The third section includes holiday and lunar rituals that I can use my tarot cards with. Working with the tarot is a big part of my spirituality and i try and use a deck in most of my majickal workings and celebrations. Like the spreads and layout section, I write down the name of the ritual, it’s purpose, draw a diagram and write down the meanings of the card positions. I also tuck in a few ideas for altar decorations and candle correspondences. If your spirituality disagrees with mine, you may decide that this section isn’t important to you.

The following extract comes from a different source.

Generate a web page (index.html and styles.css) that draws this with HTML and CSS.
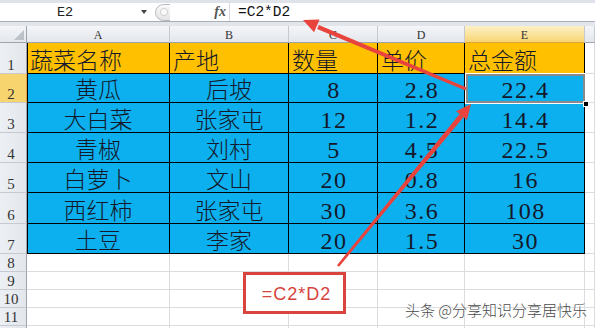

I’ve devoted the last section in my journal exclusively to tarot games. You’d be surprised at how versatile a tarot deck can be. Most of the games in this section I found the rules for online; however, there is a whole book, called Tarot Games, you can buy from amazon that has suggestions for tarot games that can be played by children of all ages. I included the rules for Tarot-opoly, Rummy and Poker among some others. I’ve even found an Role Playing Game that uses the tarot instead of a set of dice.
However, you may decide that you don’t want to break up your Tarot Journal the same way that I have. Which is fine. Maybe you decide you want to include the meanings of the cards and the results of each reading you do. You could divide the book in two and use half of it for ideas on meanings and the other half on your personal readings. Write down the day, time, name of the tarot deck you are using and the spread you chose to divine with. Then you can write down your thoughts, impressions or weave stories or images off of the advice the cards have given you.
You do not have to use all words to fill your journal pages. You can create fun and fancy images and layouts, turning your book into an art journal or altered book on tarot. Hang cards inside your book, decorate the cover with cards or stamped images. You can create a book tie for your journal by taking PVA glue and pasting two strings of fabric into the inside covers of your book and then covering that with decorative pages.
Whatever you decide to do with your tarot journal, make it fun and reflective of your personality. This is a book you’ll want to use over and over again for reference or pass it down to a loved one as a heirloom.